Work to be completed
Identify every line in the records below that contains the word "with", and reproduce each one.

(Rows from a dataset of pages and code)
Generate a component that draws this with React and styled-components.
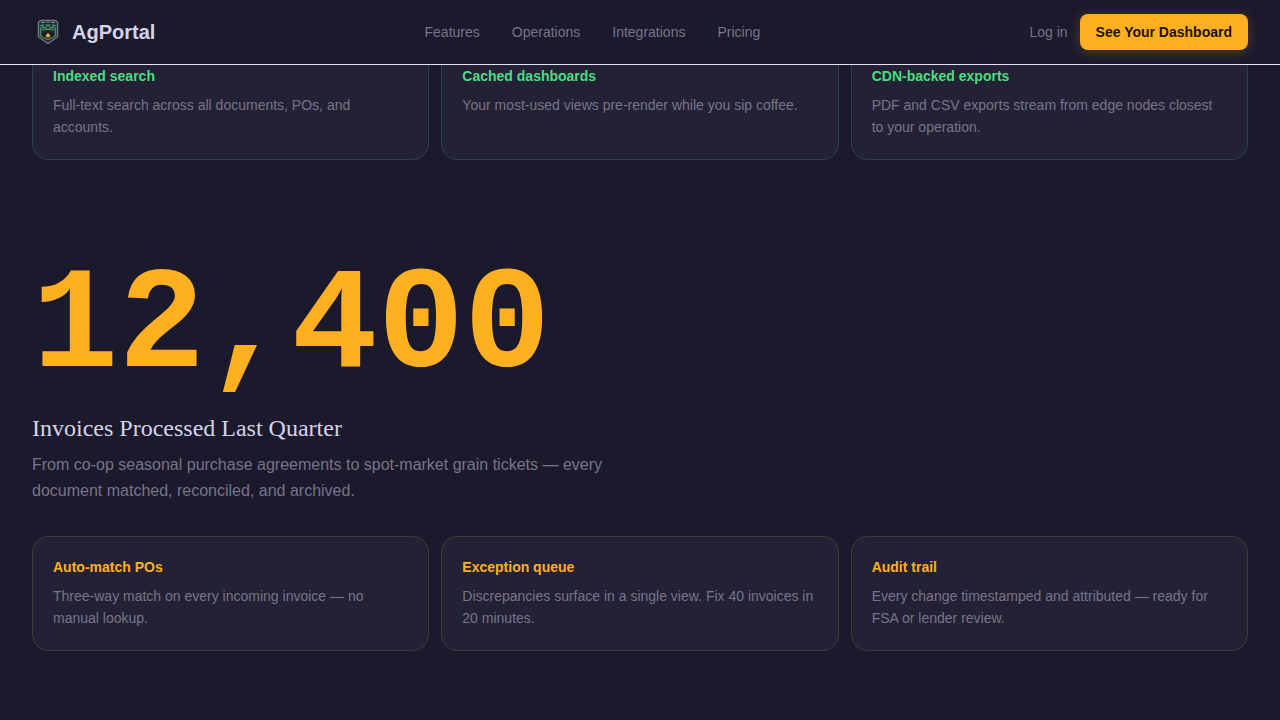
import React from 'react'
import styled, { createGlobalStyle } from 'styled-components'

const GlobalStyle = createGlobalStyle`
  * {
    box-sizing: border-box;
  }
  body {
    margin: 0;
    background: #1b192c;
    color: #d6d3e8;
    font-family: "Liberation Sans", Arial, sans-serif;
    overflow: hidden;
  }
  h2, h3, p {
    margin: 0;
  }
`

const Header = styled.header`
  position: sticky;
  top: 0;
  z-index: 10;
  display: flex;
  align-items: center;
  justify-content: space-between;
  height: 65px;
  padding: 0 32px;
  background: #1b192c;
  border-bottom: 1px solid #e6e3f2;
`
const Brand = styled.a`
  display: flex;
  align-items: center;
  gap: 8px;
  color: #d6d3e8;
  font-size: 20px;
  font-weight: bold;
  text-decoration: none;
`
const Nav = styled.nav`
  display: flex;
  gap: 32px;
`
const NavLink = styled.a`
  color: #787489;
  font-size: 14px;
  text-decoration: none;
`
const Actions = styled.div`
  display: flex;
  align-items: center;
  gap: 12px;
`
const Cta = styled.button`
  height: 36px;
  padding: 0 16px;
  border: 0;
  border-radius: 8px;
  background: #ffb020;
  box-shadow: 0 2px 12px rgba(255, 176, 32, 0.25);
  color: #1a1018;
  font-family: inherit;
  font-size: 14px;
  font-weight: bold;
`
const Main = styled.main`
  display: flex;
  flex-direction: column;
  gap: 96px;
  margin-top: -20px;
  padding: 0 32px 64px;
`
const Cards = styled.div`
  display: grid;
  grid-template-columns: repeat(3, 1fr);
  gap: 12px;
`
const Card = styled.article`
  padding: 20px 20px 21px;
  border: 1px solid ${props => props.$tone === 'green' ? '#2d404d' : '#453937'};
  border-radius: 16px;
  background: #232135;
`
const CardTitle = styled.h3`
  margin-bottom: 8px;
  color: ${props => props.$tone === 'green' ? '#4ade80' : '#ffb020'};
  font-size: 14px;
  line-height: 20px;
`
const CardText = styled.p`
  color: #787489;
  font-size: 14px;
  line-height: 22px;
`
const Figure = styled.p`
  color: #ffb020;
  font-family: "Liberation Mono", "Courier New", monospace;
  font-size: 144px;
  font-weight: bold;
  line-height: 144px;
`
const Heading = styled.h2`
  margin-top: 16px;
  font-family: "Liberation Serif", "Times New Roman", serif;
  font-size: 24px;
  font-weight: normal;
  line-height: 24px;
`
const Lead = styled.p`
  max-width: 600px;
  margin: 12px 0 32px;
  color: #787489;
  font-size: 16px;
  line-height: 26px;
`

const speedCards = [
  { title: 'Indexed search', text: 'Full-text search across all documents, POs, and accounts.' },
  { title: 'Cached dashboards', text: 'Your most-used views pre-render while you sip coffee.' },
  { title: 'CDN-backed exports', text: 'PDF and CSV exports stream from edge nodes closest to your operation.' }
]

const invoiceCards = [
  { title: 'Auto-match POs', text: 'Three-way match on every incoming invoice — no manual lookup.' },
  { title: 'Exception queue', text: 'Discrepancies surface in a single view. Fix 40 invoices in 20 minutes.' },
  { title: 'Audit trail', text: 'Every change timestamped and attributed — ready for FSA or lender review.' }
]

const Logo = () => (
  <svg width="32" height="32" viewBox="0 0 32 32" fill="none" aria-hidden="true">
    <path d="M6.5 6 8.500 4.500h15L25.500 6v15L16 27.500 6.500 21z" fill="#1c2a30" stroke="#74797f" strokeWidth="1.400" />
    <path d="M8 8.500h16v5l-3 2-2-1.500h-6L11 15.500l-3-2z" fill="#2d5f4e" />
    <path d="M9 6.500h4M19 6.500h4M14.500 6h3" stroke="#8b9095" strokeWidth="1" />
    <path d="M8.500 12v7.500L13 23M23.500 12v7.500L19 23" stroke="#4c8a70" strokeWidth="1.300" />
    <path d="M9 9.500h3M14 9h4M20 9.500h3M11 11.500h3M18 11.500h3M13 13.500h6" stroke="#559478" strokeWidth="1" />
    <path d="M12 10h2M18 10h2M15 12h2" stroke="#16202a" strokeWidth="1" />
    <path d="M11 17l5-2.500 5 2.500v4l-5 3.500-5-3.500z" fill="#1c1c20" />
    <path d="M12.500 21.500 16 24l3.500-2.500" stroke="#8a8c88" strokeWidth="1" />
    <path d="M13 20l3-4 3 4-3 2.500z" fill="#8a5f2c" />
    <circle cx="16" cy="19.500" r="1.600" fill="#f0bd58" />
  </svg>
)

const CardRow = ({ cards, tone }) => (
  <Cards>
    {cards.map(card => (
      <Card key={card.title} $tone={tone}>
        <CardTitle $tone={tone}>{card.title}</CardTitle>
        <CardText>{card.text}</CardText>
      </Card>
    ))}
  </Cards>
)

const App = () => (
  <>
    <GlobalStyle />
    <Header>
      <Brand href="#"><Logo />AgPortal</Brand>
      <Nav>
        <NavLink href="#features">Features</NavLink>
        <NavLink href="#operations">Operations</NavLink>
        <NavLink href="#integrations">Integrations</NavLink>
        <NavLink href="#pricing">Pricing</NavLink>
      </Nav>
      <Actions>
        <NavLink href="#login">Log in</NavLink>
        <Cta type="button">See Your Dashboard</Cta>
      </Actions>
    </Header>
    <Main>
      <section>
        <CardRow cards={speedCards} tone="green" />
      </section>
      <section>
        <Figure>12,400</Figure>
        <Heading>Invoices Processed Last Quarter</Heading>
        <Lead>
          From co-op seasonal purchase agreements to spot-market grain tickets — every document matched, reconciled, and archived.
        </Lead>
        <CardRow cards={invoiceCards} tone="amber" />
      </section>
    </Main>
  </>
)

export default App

---

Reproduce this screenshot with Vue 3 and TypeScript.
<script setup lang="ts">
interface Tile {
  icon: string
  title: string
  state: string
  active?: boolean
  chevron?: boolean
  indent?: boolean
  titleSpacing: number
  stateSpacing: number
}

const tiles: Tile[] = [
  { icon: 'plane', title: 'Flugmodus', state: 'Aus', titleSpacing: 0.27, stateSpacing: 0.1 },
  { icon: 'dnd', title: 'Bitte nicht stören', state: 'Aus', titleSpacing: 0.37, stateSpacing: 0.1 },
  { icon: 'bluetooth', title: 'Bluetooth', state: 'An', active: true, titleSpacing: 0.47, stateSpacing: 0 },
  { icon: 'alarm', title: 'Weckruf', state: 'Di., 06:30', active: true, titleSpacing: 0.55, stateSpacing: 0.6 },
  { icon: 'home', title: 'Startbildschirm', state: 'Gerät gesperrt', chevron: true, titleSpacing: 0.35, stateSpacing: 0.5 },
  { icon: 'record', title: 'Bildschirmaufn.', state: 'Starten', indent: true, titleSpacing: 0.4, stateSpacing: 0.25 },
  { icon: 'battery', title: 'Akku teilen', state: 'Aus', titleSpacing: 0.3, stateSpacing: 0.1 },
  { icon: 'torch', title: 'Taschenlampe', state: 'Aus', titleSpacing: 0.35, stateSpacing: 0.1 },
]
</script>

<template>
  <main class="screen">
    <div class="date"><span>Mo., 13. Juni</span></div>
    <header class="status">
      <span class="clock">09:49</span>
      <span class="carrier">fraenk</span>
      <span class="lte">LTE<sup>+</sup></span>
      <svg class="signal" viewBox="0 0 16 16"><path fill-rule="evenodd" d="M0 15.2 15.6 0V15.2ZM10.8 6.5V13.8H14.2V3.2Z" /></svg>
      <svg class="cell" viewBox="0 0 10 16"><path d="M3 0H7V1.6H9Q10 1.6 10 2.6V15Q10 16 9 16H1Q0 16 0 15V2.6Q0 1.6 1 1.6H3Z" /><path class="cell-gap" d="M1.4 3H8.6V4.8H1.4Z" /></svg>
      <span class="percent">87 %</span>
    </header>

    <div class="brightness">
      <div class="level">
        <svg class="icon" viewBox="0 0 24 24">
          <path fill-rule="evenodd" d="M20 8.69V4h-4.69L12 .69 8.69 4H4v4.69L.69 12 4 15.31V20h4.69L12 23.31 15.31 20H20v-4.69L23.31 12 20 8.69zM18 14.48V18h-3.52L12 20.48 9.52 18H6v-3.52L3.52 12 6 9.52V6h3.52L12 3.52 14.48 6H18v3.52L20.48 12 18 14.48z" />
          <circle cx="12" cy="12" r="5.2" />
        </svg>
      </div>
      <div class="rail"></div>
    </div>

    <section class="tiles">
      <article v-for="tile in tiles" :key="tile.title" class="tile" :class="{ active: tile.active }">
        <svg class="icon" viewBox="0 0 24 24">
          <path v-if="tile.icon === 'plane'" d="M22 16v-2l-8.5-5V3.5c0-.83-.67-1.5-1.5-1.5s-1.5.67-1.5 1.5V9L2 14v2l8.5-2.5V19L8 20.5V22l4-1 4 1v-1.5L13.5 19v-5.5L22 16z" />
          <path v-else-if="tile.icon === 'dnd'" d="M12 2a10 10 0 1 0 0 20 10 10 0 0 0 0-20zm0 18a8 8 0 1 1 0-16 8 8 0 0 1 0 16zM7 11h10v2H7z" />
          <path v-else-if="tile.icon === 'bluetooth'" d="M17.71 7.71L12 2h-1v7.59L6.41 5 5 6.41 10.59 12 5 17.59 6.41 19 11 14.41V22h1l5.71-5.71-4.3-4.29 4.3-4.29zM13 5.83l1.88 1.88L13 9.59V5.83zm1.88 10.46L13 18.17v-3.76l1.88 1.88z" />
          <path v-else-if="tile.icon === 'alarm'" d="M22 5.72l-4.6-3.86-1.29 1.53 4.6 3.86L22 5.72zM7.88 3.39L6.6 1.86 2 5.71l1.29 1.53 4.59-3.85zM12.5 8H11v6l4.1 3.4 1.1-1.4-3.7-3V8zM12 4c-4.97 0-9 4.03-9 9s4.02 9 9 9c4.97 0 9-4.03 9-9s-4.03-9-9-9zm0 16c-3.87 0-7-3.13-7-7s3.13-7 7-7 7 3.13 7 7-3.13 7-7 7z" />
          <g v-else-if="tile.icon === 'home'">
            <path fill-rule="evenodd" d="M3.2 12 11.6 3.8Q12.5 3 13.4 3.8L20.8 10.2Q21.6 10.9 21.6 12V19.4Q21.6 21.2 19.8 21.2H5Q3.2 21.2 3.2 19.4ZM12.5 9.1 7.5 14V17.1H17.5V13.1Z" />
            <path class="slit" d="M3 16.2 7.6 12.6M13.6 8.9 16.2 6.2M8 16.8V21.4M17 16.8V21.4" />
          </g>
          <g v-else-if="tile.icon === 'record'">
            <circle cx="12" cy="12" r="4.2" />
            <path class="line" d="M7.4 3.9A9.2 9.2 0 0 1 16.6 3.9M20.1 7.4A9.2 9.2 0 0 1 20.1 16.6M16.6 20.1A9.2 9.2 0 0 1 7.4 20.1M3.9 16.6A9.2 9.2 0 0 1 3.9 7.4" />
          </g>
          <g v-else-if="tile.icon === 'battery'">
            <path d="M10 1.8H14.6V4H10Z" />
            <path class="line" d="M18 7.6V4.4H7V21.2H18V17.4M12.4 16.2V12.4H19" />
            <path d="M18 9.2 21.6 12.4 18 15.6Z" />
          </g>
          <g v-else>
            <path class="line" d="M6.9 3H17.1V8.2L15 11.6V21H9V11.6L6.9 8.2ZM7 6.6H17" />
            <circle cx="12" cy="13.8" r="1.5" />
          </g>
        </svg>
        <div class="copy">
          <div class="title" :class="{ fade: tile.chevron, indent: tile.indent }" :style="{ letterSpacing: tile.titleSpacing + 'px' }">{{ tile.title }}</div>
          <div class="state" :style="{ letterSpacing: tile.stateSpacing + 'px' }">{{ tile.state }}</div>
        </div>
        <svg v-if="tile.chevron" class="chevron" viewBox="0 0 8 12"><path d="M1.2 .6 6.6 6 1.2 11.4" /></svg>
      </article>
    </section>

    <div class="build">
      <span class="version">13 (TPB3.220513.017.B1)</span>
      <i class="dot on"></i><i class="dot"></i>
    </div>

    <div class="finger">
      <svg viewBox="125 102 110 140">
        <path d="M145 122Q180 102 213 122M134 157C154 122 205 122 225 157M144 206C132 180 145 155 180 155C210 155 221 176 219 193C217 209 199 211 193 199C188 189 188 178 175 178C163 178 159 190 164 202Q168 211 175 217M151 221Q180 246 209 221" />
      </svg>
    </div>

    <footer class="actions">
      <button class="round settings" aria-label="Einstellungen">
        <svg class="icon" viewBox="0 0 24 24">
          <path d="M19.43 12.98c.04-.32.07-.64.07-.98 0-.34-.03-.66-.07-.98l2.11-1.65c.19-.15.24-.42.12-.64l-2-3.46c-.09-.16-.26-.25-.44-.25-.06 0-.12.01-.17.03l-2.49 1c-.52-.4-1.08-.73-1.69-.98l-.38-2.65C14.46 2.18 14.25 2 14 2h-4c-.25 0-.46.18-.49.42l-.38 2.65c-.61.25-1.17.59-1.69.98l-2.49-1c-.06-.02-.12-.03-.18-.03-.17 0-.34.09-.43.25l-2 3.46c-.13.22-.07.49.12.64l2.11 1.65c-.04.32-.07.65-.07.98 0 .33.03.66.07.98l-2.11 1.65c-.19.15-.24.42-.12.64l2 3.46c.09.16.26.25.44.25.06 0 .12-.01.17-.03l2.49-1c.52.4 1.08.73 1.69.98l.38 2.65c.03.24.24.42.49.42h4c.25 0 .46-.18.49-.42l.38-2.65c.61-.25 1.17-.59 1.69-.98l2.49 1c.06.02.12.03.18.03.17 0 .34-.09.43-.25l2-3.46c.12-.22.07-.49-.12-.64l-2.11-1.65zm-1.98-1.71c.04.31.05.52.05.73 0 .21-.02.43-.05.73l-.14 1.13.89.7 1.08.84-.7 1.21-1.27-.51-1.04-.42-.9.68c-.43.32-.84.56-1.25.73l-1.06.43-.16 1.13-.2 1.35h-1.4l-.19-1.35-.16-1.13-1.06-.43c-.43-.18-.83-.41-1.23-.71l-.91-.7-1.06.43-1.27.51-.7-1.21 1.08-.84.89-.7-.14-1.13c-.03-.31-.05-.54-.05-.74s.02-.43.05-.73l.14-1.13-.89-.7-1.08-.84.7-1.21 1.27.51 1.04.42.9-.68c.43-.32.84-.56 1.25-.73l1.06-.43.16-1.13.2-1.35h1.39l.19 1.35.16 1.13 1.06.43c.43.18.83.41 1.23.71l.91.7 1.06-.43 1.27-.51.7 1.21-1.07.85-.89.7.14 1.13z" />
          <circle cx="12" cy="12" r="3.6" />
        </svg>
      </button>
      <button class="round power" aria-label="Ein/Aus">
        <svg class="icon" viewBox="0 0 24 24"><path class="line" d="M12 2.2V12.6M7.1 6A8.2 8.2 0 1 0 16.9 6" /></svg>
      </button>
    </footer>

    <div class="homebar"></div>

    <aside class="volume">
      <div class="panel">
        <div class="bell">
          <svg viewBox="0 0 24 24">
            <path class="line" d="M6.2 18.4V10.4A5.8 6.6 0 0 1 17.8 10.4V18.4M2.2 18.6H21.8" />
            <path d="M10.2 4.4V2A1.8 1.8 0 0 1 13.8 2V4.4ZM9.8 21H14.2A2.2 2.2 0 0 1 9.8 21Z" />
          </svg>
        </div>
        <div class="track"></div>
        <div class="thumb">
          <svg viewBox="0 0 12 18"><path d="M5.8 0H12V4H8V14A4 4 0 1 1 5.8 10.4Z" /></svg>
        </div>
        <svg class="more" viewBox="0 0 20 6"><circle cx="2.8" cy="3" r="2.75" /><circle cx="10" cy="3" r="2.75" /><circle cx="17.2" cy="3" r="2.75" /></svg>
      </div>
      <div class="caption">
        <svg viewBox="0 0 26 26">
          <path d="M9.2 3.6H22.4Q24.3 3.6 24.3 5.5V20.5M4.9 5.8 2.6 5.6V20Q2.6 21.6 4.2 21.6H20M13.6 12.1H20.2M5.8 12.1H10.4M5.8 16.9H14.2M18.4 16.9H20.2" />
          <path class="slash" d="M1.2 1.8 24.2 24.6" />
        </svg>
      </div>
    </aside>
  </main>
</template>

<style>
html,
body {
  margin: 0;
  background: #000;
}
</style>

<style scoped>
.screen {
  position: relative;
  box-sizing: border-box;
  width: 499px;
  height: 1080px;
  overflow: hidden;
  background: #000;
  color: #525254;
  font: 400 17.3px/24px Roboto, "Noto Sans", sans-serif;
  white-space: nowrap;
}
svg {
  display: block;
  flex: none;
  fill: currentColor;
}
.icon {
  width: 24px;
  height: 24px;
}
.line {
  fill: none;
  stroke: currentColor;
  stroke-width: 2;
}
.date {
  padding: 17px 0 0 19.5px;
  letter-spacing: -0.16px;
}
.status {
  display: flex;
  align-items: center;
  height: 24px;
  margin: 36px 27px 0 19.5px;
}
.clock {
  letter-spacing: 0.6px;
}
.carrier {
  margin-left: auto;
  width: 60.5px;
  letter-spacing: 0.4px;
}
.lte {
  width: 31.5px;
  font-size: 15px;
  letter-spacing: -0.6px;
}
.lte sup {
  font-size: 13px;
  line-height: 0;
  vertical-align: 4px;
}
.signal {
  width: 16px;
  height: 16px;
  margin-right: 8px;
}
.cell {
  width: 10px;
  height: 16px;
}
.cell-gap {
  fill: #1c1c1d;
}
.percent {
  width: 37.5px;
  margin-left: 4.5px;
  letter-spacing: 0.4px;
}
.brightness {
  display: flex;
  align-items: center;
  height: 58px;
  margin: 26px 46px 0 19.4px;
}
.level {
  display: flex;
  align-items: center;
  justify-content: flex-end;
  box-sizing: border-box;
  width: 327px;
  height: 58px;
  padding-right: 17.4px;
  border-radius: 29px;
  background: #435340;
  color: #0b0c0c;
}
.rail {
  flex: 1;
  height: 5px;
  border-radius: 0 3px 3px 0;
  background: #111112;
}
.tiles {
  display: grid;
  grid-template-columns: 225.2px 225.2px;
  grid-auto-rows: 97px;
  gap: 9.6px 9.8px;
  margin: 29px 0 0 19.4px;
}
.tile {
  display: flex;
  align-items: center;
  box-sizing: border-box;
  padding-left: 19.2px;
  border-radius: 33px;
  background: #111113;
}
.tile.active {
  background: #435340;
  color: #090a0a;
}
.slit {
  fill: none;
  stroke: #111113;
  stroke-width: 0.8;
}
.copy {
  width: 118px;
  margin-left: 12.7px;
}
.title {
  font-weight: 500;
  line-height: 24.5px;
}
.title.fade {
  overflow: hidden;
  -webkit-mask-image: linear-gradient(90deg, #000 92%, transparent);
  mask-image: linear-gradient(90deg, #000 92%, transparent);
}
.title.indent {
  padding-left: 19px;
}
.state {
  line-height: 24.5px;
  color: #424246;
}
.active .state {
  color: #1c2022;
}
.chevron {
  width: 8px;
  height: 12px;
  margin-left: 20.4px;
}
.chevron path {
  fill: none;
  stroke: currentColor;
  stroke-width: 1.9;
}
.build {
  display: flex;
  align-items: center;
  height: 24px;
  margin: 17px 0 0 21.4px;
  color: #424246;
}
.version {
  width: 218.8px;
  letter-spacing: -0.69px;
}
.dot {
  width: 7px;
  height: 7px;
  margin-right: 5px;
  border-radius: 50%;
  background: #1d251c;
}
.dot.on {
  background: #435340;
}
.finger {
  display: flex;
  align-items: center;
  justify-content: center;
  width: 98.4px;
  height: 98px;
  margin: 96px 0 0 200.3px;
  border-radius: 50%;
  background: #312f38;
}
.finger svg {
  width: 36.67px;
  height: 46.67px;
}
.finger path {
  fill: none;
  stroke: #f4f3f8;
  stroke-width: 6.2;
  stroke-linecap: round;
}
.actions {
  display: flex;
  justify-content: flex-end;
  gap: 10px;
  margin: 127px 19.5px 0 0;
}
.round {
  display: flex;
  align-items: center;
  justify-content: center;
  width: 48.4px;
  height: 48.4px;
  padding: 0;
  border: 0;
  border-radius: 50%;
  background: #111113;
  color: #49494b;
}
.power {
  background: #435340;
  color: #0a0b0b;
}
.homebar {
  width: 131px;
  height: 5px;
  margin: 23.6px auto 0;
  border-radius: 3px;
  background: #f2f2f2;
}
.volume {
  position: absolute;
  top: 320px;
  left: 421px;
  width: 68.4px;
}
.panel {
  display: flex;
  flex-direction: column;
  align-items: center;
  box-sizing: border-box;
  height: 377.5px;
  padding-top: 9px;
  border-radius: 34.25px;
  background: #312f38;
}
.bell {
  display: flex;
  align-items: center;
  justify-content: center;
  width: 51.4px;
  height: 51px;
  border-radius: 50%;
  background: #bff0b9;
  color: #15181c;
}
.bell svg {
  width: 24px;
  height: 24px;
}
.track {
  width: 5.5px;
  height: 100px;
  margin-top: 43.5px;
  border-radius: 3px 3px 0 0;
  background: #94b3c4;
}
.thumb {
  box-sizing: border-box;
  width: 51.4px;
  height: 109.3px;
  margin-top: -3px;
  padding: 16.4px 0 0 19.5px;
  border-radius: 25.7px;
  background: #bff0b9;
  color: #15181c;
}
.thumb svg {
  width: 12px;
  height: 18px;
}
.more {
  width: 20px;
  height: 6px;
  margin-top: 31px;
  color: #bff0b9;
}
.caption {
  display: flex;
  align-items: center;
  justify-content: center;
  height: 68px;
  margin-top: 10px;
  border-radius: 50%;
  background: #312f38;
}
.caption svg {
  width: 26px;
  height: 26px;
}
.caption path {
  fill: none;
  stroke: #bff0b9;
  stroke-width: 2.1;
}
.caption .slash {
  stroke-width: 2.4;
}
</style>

Solution below
Generate a component that draws this with React and styled-components.
Reproduce this screenshot with Vue 3 and TypeScript.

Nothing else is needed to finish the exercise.